══ Source records
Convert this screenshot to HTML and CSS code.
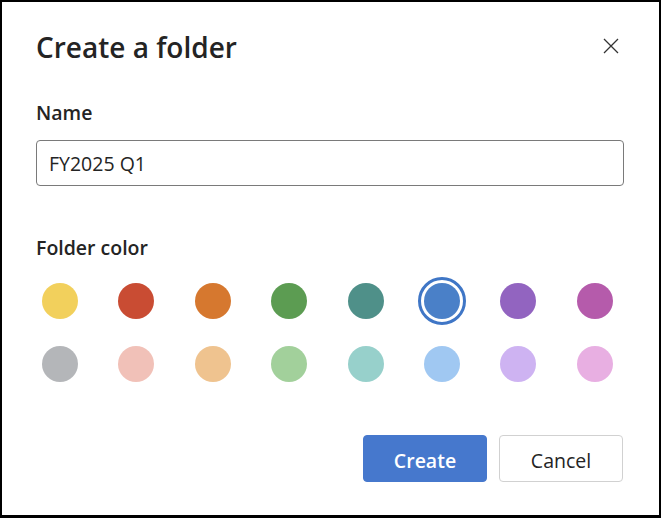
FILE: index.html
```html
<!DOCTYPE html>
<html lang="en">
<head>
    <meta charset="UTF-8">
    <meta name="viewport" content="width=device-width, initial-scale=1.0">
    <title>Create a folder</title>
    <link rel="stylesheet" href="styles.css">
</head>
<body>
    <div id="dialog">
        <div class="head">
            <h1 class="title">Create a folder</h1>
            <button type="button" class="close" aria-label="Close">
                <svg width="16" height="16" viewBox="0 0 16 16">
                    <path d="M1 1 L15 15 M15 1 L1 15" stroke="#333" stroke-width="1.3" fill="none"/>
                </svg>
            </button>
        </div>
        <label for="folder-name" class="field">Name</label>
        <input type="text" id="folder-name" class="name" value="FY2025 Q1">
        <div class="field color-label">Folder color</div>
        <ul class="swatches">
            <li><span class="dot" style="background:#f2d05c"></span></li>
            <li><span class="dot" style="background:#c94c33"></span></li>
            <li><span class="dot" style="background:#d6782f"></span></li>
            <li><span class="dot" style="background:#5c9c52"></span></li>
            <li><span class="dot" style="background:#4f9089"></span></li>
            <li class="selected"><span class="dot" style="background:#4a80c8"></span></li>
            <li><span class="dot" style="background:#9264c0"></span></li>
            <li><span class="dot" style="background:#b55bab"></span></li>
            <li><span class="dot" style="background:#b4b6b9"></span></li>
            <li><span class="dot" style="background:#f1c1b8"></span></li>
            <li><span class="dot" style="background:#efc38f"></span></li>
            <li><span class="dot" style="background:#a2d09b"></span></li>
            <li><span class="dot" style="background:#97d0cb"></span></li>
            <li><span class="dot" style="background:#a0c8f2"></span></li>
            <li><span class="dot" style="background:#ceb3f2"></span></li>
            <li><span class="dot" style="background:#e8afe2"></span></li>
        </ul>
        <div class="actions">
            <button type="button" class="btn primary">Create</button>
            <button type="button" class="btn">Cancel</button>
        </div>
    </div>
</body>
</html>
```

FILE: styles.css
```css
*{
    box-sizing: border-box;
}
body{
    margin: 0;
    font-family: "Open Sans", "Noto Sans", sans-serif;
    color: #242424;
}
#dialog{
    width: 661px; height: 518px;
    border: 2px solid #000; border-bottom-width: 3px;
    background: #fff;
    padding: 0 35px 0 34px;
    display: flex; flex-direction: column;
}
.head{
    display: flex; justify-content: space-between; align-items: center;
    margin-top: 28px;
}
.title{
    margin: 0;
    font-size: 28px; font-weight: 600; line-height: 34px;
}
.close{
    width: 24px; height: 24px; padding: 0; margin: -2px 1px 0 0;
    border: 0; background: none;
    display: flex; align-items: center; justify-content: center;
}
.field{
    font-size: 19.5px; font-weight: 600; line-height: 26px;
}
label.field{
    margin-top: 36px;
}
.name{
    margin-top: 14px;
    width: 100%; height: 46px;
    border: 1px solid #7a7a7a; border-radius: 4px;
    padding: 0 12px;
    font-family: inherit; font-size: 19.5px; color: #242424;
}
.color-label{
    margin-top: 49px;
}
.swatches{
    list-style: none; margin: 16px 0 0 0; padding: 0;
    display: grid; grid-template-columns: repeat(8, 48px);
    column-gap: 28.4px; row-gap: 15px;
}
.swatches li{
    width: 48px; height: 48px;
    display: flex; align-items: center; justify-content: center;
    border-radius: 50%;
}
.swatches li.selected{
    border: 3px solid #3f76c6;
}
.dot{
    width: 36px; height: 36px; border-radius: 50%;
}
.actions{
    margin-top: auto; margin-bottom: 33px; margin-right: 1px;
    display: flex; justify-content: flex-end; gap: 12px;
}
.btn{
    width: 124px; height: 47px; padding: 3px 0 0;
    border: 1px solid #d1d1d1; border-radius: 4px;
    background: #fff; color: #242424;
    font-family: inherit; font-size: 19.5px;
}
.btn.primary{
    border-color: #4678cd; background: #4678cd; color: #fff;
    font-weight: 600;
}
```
════
══ Source records
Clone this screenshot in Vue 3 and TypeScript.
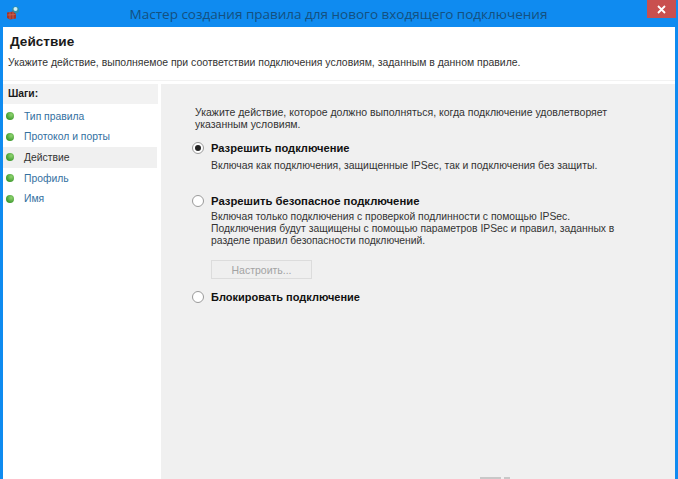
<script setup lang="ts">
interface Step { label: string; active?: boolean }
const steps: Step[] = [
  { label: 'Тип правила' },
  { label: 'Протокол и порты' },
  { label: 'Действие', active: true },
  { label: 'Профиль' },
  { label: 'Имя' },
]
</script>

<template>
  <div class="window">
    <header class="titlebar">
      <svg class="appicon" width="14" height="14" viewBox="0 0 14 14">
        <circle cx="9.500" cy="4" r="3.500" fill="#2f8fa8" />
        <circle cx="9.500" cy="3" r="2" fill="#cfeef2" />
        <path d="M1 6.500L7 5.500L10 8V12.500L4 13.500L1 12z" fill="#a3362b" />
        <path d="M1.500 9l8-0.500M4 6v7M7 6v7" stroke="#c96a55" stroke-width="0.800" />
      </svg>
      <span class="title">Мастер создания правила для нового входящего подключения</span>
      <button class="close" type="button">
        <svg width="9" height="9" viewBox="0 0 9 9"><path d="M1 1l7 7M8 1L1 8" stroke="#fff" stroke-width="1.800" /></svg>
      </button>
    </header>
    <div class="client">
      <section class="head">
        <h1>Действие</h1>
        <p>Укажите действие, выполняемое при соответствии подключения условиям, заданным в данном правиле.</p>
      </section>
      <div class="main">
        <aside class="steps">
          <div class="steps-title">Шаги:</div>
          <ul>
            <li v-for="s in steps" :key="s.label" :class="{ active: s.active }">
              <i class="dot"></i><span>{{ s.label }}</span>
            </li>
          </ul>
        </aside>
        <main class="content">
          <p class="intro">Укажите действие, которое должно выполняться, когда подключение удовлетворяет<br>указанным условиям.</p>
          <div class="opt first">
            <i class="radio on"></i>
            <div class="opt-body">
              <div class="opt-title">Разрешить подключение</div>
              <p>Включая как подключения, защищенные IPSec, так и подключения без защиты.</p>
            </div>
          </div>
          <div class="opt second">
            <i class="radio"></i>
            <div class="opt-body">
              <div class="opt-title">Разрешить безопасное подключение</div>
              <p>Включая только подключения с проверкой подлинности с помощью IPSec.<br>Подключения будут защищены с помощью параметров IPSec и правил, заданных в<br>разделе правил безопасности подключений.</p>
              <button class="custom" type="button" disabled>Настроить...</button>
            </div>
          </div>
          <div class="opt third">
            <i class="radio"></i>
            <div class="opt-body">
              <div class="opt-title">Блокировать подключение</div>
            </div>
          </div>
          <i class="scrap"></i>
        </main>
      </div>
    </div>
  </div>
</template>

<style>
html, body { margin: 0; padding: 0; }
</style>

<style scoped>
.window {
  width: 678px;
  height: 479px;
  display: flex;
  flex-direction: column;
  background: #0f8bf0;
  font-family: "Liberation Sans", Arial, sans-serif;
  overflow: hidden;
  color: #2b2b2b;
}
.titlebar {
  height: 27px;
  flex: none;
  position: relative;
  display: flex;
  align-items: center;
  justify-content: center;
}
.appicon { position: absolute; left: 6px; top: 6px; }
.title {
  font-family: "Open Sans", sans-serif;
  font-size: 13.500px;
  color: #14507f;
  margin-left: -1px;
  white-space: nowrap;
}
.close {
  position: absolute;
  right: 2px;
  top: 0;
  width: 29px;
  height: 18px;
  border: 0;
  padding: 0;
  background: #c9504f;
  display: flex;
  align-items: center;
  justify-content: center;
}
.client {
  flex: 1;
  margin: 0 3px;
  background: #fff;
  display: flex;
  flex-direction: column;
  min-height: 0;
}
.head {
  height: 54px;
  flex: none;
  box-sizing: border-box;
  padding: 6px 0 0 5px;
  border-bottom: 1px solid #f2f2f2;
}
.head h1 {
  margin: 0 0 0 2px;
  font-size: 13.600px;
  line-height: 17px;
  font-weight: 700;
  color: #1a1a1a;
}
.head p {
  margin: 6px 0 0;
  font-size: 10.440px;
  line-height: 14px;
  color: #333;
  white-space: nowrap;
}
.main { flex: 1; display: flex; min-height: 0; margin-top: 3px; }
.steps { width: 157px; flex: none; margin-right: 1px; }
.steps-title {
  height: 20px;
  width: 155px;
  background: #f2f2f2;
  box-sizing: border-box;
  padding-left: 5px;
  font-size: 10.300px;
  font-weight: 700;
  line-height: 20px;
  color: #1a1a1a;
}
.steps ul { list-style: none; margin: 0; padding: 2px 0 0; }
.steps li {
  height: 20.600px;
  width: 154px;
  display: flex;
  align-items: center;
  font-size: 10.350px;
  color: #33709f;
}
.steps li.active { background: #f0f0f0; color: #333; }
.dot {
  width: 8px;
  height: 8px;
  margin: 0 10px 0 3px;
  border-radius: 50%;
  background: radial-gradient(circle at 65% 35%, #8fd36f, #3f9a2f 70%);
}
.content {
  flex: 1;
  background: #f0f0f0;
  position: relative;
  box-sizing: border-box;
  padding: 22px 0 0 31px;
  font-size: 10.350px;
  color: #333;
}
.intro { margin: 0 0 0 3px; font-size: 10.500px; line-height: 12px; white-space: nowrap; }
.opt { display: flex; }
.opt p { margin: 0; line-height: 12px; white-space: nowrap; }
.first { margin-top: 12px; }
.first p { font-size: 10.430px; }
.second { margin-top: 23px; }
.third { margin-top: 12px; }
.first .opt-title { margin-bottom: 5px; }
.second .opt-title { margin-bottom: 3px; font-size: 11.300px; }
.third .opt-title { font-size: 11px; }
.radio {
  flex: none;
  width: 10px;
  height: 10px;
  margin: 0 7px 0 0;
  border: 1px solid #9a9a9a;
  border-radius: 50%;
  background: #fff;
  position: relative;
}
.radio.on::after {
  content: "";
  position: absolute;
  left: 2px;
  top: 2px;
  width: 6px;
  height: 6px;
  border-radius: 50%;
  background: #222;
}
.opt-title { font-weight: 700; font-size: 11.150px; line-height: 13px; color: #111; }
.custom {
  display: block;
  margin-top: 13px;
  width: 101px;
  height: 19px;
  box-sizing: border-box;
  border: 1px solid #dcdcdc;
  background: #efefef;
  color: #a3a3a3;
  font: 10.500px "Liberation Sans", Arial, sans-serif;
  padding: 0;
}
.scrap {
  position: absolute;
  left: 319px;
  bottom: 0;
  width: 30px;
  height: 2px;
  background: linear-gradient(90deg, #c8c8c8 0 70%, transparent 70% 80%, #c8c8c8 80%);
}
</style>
════
Gather all lines from the records above in which "screenshot" appears.

Correct result:
Convert this screenshot to HTML and CSS code.
Clone this screenshot in Vue 3 and TypeScript.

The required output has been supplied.